== RECORDS FOR THE TASK ==
━━━━━━━━━━
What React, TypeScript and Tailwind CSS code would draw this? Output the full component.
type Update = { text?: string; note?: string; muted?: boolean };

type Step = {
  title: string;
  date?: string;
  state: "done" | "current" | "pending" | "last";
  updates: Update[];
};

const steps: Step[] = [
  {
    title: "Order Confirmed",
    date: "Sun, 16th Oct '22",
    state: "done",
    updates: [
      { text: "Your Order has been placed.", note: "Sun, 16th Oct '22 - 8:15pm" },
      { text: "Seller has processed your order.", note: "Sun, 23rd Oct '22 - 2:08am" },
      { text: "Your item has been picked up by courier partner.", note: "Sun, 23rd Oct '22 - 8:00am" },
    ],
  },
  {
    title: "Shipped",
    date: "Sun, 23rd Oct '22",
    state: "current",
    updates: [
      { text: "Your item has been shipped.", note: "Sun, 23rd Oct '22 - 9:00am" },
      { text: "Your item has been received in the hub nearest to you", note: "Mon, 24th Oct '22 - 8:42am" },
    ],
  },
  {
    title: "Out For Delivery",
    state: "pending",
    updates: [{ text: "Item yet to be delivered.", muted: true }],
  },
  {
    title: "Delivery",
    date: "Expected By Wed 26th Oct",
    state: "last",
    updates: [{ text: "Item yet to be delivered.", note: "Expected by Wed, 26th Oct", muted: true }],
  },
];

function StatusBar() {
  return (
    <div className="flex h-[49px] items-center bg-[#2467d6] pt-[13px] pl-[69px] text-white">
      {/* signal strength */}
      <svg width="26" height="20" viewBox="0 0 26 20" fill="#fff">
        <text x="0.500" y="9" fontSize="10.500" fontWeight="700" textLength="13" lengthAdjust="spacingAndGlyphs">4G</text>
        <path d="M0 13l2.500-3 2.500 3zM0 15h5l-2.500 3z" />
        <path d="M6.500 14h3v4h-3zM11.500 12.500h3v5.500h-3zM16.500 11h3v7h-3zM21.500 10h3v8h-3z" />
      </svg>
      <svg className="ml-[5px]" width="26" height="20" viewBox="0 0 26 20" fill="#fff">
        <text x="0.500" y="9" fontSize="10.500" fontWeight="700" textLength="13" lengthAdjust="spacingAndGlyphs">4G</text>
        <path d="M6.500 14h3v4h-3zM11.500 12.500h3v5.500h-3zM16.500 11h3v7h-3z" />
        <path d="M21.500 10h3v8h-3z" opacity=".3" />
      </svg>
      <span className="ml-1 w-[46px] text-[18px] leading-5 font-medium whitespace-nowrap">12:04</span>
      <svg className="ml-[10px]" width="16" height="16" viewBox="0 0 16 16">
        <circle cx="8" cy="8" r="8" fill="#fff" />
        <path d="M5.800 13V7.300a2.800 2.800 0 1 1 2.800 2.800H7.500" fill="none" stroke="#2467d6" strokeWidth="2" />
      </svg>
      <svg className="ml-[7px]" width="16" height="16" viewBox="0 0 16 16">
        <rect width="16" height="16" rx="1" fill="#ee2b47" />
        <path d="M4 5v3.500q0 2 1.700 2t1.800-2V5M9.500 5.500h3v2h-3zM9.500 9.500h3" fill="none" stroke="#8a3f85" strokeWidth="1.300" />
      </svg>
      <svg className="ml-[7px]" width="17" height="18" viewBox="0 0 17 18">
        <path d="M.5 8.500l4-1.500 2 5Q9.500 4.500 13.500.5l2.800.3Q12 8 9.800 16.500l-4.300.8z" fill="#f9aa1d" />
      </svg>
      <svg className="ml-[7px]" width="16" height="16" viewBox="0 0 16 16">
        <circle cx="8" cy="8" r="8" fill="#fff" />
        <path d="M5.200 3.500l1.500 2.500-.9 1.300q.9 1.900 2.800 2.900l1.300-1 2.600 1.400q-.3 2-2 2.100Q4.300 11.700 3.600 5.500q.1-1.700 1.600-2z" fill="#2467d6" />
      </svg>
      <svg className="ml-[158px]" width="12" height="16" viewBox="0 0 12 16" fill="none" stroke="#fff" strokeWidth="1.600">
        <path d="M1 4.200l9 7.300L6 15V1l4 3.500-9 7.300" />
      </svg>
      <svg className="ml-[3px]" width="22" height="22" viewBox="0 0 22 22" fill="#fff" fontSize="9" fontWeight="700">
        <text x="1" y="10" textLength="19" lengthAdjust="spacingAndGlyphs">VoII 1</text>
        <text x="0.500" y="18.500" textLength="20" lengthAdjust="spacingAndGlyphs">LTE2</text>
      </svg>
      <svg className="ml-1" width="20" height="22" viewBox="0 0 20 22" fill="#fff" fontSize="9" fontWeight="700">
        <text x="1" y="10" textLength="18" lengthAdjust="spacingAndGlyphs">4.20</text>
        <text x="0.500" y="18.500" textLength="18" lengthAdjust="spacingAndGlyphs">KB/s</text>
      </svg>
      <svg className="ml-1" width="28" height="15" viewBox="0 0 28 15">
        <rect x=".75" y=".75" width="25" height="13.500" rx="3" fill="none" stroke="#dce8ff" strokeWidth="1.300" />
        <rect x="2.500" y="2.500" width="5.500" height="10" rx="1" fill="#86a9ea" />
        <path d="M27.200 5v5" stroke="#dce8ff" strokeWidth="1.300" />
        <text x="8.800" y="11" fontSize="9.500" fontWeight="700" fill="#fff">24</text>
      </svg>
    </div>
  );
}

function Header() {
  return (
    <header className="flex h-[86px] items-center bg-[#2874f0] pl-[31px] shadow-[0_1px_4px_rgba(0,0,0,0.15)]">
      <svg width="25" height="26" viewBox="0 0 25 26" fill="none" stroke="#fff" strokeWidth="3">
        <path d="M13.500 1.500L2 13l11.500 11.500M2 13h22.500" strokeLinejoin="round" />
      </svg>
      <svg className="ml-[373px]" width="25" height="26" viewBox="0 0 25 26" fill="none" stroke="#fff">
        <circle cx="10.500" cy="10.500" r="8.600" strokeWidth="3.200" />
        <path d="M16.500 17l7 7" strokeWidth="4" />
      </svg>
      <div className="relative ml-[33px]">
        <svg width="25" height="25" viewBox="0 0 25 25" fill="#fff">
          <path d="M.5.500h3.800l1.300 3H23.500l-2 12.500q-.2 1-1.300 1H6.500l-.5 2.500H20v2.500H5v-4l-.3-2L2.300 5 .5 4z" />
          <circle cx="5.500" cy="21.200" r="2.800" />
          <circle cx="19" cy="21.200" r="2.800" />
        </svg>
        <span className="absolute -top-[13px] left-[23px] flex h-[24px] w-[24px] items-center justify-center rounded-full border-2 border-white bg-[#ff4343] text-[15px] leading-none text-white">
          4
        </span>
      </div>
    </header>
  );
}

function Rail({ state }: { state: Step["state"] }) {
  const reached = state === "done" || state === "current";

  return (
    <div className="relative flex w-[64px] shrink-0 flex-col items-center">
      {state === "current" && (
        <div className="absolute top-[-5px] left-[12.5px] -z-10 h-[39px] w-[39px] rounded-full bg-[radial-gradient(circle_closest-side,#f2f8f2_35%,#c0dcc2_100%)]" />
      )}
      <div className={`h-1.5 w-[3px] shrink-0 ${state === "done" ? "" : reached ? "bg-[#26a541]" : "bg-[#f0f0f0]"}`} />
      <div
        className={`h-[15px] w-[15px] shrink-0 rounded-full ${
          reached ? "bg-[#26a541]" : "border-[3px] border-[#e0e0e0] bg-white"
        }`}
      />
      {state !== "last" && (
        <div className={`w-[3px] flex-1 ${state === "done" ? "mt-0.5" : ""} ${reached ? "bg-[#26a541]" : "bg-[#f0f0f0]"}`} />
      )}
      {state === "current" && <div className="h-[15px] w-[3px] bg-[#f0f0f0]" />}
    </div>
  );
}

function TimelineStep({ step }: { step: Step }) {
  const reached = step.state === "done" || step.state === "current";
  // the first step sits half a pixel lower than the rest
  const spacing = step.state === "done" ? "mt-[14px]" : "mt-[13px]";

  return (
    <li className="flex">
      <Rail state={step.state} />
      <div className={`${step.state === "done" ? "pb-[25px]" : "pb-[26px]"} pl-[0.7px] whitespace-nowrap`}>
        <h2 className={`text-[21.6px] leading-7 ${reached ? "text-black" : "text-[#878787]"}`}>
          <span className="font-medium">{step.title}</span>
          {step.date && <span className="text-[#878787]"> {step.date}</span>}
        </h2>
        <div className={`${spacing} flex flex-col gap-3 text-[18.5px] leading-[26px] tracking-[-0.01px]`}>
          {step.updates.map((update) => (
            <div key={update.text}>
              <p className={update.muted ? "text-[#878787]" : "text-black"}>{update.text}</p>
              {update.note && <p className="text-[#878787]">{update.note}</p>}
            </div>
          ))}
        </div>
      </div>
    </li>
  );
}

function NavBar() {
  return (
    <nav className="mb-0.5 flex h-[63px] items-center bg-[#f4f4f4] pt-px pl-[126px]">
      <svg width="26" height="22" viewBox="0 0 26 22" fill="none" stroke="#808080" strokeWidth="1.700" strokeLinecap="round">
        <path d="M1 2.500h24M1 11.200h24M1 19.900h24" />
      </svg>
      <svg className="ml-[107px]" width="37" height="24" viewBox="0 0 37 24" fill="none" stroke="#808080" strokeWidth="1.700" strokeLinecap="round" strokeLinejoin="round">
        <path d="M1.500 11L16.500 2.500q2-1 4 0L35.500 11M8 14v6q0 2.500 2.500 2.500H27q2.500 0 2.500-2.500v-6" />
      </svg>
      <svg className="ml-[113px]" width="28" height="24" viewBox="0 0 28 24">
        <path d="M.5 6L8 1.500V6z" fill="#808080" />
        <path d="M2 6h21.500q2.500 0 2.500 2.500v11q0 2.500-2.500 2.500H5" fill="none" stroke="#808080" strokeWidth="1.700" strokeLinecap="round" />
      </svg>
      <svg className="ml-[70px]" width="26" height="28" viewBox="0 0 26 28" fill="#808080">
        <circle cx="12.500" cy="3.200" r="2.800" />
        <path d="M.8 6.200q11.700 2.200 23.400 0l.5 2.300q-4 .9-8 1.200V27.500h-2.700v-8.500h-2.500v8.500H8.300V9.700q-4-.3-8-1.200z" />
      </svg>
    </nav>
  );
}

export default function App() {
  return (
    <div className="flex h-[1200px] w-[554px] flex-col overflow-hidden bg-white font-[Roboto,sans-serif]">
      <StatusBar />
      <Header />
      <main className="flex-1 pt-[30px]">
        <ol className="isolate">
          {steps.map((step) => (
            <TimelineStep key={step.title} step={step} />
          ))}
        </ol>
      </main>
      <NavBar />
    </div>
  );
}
━━━━━━━━━━
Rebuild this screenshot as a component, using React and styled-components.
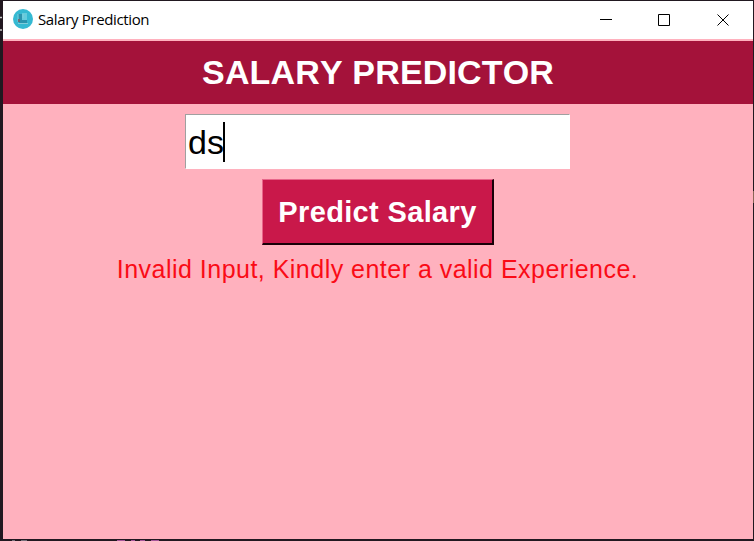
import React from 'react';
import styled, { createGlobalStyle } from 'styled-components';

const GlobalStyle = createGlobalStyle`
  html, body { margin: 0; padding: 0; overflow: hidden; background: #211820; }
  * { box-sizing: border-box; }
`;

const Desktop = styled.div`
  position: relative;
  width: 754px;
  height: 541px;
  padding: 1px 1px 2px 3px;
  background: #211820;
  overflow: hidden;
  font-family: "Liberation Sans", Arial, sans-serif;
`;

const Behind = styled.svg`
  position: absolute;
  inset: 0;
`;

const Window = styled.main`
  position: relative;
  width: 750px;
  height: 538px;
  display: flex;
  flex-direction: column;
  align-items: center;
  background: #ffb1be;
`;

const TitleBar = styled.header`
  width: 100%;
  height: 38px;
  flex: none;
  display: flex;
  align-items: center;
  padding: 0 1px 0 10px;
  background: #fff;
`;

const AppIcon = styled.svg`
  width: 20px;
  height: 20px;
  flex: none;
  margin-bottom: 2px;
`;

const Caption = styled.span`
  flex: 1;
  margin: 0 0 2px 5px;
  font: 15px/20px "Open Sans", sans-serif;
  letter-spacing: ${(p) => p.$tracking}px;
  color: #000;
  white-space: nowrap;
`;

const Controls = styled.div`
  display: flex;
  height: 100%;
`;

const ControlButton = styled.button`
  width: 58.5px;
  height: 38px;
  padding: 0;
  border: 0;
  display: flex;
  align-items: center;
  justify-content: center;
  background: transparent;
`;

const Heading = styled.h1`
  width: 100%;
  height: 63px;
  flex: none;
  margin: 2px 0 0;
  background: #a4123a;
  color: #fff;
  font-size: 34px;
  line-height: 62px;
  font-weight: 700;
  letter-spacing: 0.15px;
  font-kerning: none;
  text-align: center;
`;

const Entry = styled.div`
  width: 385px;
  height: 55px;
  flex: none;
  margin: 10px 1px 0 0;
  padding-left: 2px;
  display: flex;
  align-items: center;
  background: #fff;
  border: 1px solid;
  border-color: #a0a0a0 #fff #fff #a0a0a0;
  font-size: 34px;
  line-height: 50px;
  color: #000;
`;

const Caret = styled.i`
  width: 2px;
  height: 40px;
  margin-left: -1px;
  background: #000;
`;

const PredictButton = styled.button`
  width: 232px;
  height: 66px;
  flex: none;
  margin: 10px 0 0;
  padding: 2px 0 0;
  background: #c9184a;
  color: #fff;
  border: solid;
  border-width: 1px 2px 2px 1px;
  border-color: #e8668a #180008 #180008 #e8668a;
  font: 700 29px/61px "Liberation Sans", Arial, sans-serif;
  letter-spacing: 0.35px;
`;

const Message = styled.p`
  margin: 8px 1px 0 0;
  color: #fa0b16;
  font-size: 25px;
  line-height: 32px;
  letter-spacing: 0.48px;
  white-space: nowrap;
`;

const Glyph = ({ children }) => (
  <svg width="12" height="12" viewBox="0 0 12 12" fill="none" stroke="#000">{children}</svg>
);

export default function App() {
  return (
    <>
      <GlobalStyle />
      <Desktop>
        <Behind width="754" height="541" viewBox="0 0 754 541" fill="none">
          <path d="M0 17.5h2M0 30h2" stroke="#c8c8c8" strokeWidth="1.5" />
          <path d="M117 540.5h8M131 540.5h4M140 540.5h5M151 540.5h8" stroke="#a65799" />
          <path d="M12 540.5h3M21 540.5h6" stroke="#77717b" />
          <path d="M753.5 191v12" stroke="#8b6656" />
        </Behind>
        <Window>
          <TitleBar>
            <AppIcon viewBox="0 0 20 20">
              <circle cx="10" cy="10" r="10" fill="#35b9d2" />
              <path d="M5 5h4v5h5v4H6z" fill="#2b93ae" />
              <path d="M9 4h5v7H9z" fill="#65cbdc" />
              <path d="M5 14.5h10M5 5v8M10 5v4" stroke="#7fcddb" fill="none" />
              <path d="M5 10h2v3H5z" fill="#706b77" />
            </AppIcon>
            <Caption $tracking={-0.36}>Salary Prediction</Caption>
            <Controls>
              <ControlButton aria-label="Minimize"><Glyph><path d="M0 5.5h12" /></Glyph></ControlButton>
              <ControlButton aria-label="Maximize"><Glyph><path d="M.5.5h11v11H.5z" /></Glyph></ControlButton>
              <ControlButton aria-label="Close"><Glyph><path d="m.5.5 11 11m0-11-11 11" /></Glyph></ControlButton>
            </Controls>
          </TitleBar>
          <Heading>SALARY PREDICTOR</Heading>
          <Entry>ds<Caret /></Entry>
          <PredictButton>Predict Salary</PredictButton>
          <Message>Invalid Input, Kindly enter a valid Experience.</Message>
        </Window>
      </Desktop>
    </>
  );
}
━━━━━━━━━━
== EXERCISE REQUIREMENTS ==
Copy each line containing the word "this" from the data.

== TASK RESULT ==
What React, TypeScript and Tailwind CSS code would draw this? Output the full component.
Rebuild this screenshot as a component, using React and styled-components.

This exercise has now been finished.